L’anno passato ha visto l’ascesa dei ‘sistemi infografici’ sui social, con tutto, dalle crisi umanitarie a testi accademici di spessore, condensato in una manciata di slide su Instagram. È un modo utile di acquisire conoscenza?

“C’è un hashtag ‘do the work’ e alle persone sembra piacere molto dire agli altri tramite infografiche di ‘fare il lavoro’, ma loro non mi pare che lo facciano, questo lavoro. ‘Fare il lavoro’ per me vorrebbe dire interessarsi alla teoria, leggere i testi da cui traiamo citazioni e slogan. Questi vengono spesso presentati fuori contesto, distorti e snaturati. E in contrasto con il pensiero profondo che li ha generati, diventano riduttivi.”

Quindi cosa possono fare i bianchi adesso?

“In primo luogo, voglio che la gente capisca che la razza bianca e la razza nera sono state create per disumanizzare le persone che sono poi state discriminate come nere.

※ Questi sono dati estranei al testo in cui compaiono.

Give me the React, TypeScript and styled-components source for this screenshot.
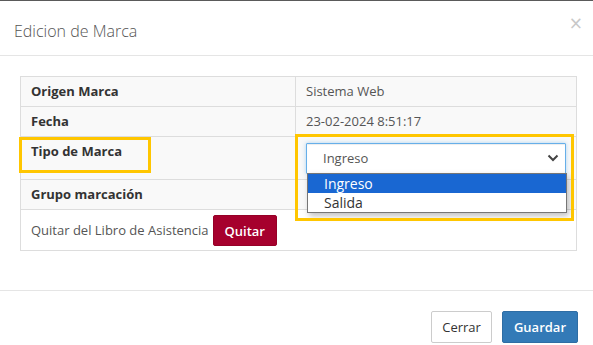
import React from "react";
import styled, { createGlobalStyle } from "styled-components";

const GlobalStyle = createGlobalStyle`
  html, body {
    margin: 0;
    padding: 0;
    background: #fff;
    font-family: "Open Sans", "Liberation Sans", sans-serif;
  }
`;

type Row = {
  label: string;
  value?: string;
  tall?: boolean;
};

const rows: Row[] = [
  { label: "Origen Marca", value: "Sistema Web" },
  { label: "Fecha", value: "23-02-2024 8:51:17" },
  { label: "Tipo de Marca", tall: true },
  { label: "Grupo marcación", value: "" },
];

const Modal = styled.div`
  width: 593px;
  height: 345px;
  border-top: 1px solid #5a5a5a;
  box-sizing: border-box;
  overflow: hidden;
  background: #fff;
`;

const Header = styled.div`
  display: flex;
  align-items: flex-start;
  justify-content: space-between;
  height: 54px;
  padding: 0 10px 0 14px;
  border-bottom: 1px solid #e5e5e5;
`;

const Title = styled.h4`
  margin: 18px 0 0;
  font-size: 16px;
  font-weight: 300;
  color: #555;
  line-height: 24px;
`;

const Close = styled.span`
  margin-top: 12px;
  font-size: 17px;
  color: #c8c8c8;
  font-family: "DejaVu Sans", sans-serif;
  line-height: 20px;
`;

const Body = styled.div`
  padding: 20px 16px 39px 20px;
`;

const TableWrap = styled.div`
  position: relative;
`;

const Table = styled.table`
  width: 100%;
  border-collapse: collapse;
  font-size: 13px;
  color: #555;
`;

const Tr = styled.tr<{ $striped?: boolean }>`
  background: ${(p) => (p.$striped ? "#f9f9f9" : "#fff")};
`;

const Th = styled.td<{ $tall?: boolean }>`
  width: 254px;
  border: 1px solid #ddd;
  padding: ${(p) => (p.$tall ? "6px 10px 0" : "6px 10px")};
  height: ${(p) => (p.$tall ? "36px" : "17px")};
  vertical-align: ${(p) => (p.$tall ? "top" : "middle")};
  font-weight: 700;
  color: #333;
  line-height: 17px;
`;

const Td = styled.td<{ $tall?: boolean }>`
  border: 1px solid #ddd;
  padding: ${(p) => (p.$tall ? "5px 10px 5px" : "6px 10px")};
  line-height: 17px;
  vertical-align: middle;
`;

const ActionCell = styled.td`
  border: 1px solid #ddd;
  padding: 5px 10px 4px;
  color: #555;
  line-height: 17px;
`;

const ActionRow = styled.div`
  display: flex;
  align-items: center;
  gap: 4px;
`;

const SelectBox = styled.div`
  display: flex;
  align-items: center;
  justify-content: space-between;
  height: 29px;
  border: 1px solid #66afe9;
  border-radius: 1px;
  padding: 0 6px 0 16px;
  box-shadow: inset 0 1px 1px rgba(0, 0, 0, 0.075), 0 0 4px rgba(102, 175, 233, 0.5);
  color: #555;
  font-size: 13px;
  background: #fff;
`;

const DropList = styled.ul`
  position: absolute;
  left: 287px;
  top: 97px;
  width: 258px;
  margin: 0;
  padding: 0;
  list-style: none;
  border: 1px solid #767676;
  background: #fff;
  box-shadow: 2px 3px 6px rgba(0, 0, 0, 0.25);
  font-size: 14px;
`;

const Option = styled.li<{ $active?: boolean }>`
  height: 19px;
  line-height: 19px;
  padding-left: 16px;
  background: ${(p) => (p.$active ? "#1967d2" : "#fff")};
  color: ${(p) => (p.$active ? "#fff" : "#333")};
`;

const Highlight = styled.div<{ $x: number; $y: number; $w: number; $h: number }>`
  position: absolute;
  left: ${(p) => p.$x}px;
  top: ${(p) => p.$y}px;
  width: ${(p) => p.$w}px;
  height: ${(p) => p.$h}px;
  border: 3px solid #ffc600;
  box-sizing: border-box;
  pointer-events: none;
`;

const Button = styled.button<{ $variant: "danger" | "primary" | "default" }>`
  font-family: "Open Sans", "Liberation Sans", sans-serif;
  font-size: 13px;
  font-weight: ${(p) => (p.$variant === "default" ? 400 : 600)};
  height: ${(p) => (p.$variant === "danger" ? "31px" : "32px")};
  padding: 0 ${(p) => (p.$variant === "default" ? "10px" : "11px")};
  border-radius: 2px;
  cursor: pointer;
  border: 1px solid
    ${(p) =>
      p.$variant === "danger" ? "#960027" : p.$variant === "primary" ? "#2e6da4" : "#ccc"};
  background: ${(p) =>
    p.$variant === "danger" ? "#a6002d" : p.$variant === "primary" ? "#337ab7" : "#fff"};
  color: ${(p) => (p.$variant === "default" ? "#333" : "#fff")};
`;

const Footer = styled.div`
  display: flex;
  justify-content: flex-end;
  gap: 10px;
  padding: 20px 15px;
  border-top: 1px solid #e5e5e5;
`;

const Chevron = () => (
  <svg width="12" height="8" viewBox="0 0 12 8">
    <path d="M1.5 1.5 L6 6 L10.5 1.5" fill="none" stroke="#444" strokeWidth="2" />
  </svg>
);

export default function App() {
  return (
    <>
      <GlobalStyle />
      <Modal>
        <Header>
          <Title>Edicion de Marca</Title>
          <Close>×</Close>
        </Header>
        <Body>
          <TableWrap>
            <Table>
              <tbody>
                {rows.map((r) => (
                  <Tr key={r.label} $striped>
                    <Th $tall={r.tall}>{r.label}</Th>
                    <Td $tall={r.tall}>
                      {r.tall ? (
                        <SelectBox>
                          <span>Ingreso</span>
                          <Chevron />
                        </SelectBox>
                      ) : (
                        r.value
                      )}
                    </Td>
                  </Tr>
                ))}
                <Tr>
                  <ActionCell colSpan={2}>
                    <ActionRow>
                      <span>Quitar del Libro de Asistencia</span>
                      <Button $variant="danger">Quitar</Button>
                    </ActionRow>
                  </ActionCell>
                </Tr>
              </tbody>
            </Table>
            <DropList>
              <Option $active>Ingreso</Option>
              <Option>Salida</Option>
            </DropList>
            <Highlight $x={-1} $y={61} $w={132} $h={36} />
            <Highlight $x={275} $y={58} $w={279} $h={87} />
          </TableWrap>
        </Body>
        <Footer>
          <Button $variant="default">Cerrar</Button>
          <Button $variant="primary">Guardar</Button>
        </Footer>
      </Modal>
    </>
  );
}
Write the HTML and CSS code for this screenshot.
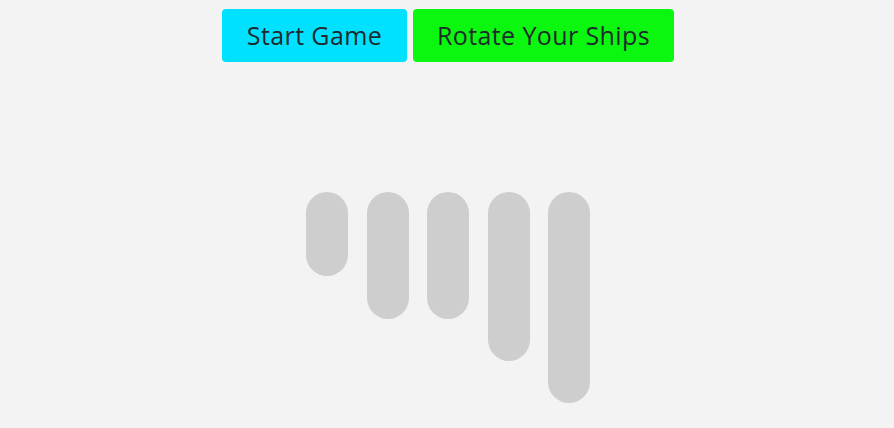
FILE: index.html
```html
<!DOCTYPE html>
<html lang="en">
<head>
<meta charset="utf-8">
<title>Battleship</title>
<link rel="stylesheet" href="styles.css">
</head>
<body>
<div class="controls">
  <button class="btn btn-start">Start Game</button>
  <button class="btn btn-rotate">Rotate Your Ships</button>
</div>
<div class="fleet">
  <div class="ship ship-2"></div>
  <div class="ship ship-3"></div>
  <div class="ship ship-3"></div>
  <div class="ship ship-4"></div>
  <div class="ship ship-5"></div>
</div>
</body>
</html>
```
FILE: styles.css
```css
html, body {
  margin: 0;
  padding: 0;
  background: #f3f3f3;
}
body {
  font-family: "Open Sans", "DejaVu Sans", sans-serif;
  padding-left: 2px;
}
.controls {
  display: flex;
  justify-content: center;
  gap: 6px;
  padding-top: 9px;
}
.btn {
  height: 53px;
  padding: 0 0 2px;
  border: none;
  border-radius: 4px;
  font-family: "Open Sans", "DejaVu Sans", sans-serif;
  font-size: 25px;
  color: #1e2a2c;
  letter-spacing: 0.4px;
  white-space: nowrap;
  text-align: center;
  cursor: pointer;
}
.btn-start {
  background: #00e1ff;
  width: 185px;
}
.btn-rotate {
  background: #0bf70f;
  width: 261px;
}
.fleet {
  display: flex;
  justify-content: center;
  align-items: flex-start;
  gap: 18.5px;
  margin-top: 130px;
}
.ship {
  width: 42px;
  background: #cecece;
  border-radius: 21px;
}
.ship-2 { height: 84px; }
.ship-3 { height: 127px; }
.ship-4 { height: 169px; }
.ship-5 { height: 211px; }
```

Si è voluto giustificare il loro sfruttamento, perché le economie dell’occidente stavano diventando sempre più dipendenti dal lavoro degli schiavi neri, e al centro del concetto di razza bianca c’era un’idea di superiorità. Si investe molta energia nel dimostrare che il razzismo esiste. Se solo tutti sapessero che la razza bianca è stata inventata per promuovere l’idea della superiorità bianca, potremmo smettere di stupirci dell’esistenza del razzismo e degli infiniti esempi di razzismo che vediamo”.